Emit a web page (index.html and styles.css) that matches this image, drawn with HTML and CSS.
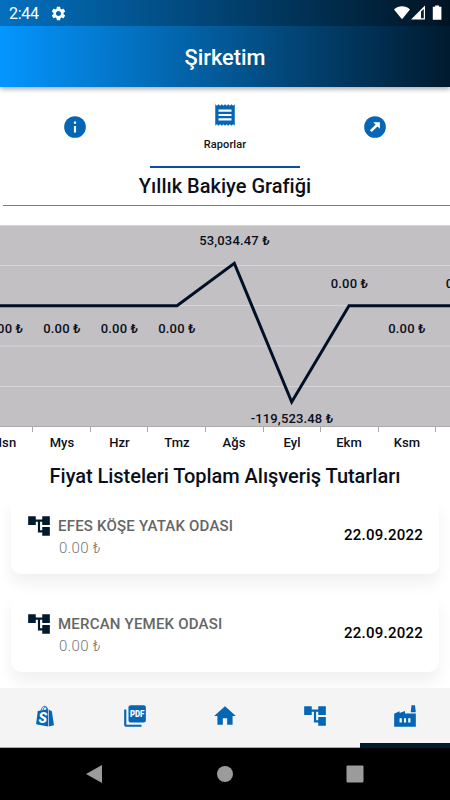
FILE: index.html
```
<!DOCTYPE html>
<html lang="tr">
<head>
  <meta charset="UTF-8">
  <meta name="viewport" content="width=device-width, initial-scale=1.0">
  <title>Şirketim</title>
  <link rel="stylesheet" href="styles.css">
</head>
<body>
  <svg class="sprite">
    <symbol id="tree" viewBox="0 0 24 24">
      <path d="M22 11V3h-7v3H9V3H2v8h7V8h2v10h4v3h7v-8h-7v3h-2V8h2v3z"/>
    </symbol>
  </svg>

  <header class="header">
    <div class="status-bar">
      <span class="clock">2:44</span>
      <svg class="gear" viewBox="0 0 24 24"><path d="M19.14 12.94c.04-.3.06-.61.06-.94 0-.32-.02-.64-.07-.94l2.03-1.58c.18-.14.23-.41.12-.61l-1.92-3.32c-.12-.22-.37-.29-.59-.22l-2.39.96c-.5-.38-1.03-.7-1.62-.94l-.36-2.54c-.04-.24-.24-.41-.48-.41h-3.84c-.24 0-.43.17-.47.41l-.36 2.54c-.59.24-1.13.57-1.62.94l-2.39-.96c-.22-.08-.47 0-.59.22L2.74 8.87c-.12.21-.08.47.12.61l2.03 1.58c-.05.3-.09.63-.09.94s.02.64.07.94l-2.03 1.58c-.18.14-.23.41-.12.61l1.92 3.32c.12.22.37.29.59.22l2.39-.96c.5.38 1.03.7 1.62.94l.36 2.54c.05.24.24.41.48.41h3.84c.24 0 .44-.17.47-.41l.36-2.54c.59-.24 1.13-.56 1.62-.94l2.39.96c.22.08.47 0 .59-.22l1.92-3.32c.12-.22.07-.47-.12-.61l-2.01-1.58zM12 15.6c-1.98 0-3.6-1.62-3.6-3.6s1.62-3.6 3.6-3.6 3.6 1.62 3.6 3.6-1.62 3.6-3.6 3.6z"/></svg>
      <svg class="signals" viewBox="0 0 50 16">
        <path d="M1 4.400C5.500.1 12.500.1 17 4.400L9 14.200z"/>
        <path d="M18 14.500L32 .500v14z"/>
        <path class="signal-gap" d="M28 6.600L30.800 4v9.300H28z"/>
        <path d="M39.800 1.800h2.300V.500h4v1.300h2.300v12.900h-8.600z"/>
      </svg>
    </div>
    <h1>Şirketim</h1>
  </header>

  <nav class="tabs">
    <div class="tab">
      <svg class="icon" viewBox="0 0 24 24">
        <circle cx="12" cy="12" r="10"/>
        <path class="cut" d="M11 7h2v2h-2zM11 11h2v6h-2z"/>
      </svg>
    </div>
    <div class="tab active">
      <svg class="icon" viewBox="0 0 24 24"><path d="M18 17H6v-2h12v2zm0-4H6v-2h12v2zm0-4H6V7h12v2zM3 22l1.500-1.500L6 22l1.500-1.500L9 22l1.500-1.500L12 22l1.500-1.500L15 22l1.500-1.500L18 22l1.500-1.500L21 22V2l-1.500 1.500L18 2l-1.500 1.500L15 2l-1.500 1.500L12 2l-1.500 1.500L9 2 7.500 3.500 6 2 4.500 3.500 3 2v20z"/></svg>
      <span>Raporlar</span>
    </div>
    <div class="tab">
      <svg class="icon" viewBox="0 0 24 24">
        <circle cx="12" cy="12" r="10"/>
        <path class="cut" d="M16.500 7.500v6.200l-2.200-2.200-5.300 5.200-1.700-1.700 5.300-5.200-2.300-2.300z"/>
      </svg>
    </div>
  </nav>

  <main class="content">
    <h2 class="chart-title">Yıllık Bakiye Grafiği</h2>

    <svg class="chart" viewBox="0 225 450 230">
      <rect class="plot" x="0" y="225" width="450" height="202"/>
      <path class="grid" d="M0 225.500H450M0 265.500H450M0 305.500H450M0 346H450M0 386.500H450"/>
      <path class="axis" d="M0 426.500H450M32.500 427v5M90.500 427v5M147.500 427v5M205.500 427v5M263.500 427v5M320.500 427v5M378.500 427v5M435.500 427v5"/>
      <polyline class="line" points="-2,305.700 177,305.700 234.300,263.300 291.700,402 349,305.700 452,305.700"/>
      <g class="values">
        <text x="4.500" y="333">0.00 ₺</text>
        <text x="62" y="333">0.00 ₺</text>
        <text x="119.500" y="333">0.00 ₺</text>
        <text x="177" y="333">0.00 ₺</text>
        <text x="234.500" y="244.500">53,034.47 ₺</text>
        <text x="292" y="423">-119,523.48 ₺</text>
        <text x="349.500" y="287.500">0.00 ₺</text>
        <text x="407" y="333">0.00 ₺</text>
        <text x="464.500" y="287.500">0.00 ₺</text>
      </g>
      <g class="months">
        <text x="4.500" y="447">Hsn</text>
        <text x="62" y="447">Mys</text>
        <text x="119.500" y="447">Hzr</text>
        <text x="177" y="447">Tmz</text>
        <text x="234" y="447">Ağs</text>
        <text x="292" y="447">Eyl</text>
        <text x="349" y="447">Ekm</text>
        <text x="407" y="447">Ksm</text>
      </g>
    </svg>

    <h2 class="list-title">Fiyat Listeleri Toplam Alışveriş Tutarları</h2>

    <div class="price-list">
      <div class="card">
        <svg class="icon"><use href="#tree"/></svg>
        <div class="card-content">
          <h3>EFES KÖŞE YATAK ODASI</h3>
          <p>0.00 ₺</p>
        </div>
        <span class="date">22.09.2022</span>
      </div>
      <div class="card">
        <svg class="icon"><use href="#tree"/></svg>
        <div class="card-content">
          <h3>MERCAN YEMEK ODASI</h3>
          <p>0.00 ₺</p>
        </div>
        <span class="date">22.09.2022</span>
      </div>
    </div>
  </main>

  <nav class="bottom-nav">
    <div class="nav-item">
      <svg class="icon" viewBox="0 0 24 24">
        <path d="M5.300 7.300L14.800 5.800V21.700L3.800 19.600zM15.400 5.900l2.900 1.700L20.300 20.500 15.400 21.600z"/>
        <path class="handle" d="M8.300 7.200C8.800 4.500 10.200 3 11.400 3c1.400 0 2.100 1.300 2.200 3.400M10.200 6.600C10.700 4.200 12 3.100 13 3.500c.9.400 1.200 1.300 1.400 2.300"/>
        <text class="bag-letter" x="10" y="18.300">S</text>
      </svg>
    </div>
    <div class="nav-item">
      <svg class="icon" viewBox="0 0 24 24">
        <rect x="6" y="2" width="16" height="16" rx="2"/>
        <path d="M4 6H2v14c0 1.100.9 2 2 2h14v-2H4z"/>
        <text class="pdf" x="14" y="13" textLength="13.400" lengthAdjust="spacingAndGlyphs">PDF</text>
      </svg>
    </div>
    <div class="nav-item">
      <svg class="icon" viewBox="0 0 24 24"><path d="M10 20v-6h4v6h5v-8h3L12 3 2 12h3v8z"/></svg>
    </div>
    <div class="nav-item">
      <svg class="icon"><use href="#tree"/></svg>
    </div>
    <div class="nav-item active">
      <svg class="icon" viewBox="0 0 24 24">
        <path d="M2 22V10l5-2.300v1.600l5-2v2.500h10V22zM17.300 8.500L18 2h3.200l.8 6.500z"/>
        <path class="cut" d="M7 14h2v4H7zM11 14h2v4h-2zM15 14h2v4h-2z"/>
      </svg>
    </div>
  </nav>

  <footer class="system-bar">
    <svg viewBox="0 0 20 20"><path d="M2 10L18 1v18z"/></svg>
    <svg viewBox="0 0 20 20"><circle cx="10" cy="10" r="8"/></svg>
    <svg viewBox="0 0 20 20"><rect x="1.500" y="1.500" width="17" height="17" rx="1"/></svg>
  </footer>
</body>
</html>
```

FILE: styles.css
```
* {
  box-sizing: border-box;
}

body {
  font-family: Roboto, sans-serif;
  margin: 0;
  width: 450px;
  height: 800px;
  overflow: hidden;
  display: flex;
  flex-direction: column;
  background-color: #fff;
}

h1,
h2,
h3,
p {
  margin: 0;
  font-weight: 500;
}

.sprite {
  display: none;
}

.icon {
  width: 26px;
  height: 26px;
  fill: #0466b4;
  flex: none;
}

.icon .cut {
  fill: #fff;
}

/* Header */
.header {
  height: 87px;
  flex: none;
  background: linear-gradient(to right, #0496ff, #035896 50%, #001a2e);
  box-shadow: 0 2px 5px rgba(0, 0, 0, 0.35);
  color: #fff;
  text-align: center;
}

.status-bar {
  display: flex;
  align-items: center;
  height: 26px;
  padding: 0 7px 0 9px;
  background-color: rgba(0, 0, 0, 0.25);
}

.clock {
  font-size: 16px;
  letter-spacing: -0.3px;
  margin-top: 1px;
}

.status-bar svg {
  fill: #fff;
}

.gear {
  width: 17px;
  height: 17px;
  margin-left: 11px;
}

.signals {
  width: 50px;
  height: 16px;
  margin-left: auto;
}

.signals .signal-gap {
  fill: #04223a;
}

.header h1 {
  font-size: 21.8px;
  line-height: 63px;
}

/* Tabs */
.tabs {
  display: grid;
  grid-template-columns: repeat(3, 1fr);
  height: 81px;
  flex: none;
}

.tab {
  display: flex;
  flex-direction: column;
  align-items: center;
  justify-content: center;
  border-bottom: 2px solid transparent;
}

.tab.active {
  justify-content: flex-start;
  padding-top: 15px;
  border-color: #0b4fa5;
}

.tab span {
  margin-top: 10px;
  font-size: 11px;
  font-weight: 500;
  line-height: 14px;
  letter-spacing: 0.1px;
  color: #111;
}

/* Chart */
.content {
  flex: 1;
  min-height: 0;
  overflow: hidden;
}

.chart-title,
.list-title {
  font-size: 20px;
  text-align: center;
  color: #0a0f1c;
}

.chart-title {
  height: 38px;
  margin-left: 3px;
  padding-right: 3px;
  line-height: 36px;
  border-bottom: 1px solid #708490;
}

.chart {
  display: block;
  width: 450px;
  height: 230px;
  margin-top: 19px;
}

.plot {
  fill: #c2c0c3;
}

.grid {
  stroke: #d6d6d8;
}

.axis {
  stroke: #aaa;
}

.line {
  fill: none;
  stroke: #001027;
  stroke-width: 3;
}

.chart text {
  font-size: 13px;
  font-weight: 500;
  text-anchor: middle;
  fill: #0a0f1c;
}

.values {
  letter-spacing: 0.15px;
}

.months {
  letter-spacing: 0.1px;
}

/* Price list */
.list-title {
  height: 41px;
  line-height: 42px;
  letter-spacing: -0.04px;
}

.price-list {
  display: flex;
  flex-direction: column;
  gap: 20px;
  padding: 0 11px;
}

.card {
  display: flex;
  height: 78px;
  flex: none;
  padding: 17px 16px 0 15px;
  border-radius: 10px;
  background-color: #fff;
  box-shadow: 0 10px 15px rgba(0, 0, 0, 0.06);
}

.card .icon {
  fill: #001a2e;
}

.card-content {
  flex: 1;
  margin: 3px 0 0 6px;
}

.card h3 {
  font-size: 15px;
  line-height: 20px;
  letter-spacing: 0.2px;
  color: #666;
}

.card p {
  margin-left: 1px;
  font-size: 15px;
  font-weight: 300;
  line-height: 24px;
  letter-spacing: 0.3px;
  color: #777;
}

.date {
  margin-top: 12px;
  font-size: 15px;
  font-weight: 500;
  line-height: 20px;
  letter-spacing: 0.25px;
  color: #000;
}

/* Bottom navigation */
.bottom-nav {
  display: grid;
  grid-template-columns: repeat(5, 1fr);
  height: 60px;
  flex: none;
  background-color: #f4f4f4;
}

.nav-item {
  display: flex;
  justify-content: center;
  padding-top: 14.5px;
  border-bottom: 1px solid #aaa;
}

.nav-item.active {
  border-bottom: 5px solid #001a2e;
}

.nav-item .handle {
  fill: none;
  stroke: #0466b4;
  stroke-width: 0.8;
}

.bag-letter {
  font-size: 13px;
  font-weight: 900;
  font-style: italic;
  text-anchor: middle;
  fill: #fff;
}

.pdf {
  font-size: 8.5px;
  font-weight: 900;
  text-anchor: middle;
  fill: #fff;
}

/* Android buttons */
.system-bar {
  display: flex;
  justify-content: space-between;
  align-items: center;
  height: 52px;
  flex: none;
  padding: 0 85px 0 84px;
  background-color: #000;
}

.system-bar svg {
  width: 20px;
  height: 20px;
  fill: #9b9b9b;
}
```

** WHAT THE TASK REQUIRES **
Make a tally of the lines in this data that include the string "index", and answer with that tally alone.

** CORRECT OUTPUT **
2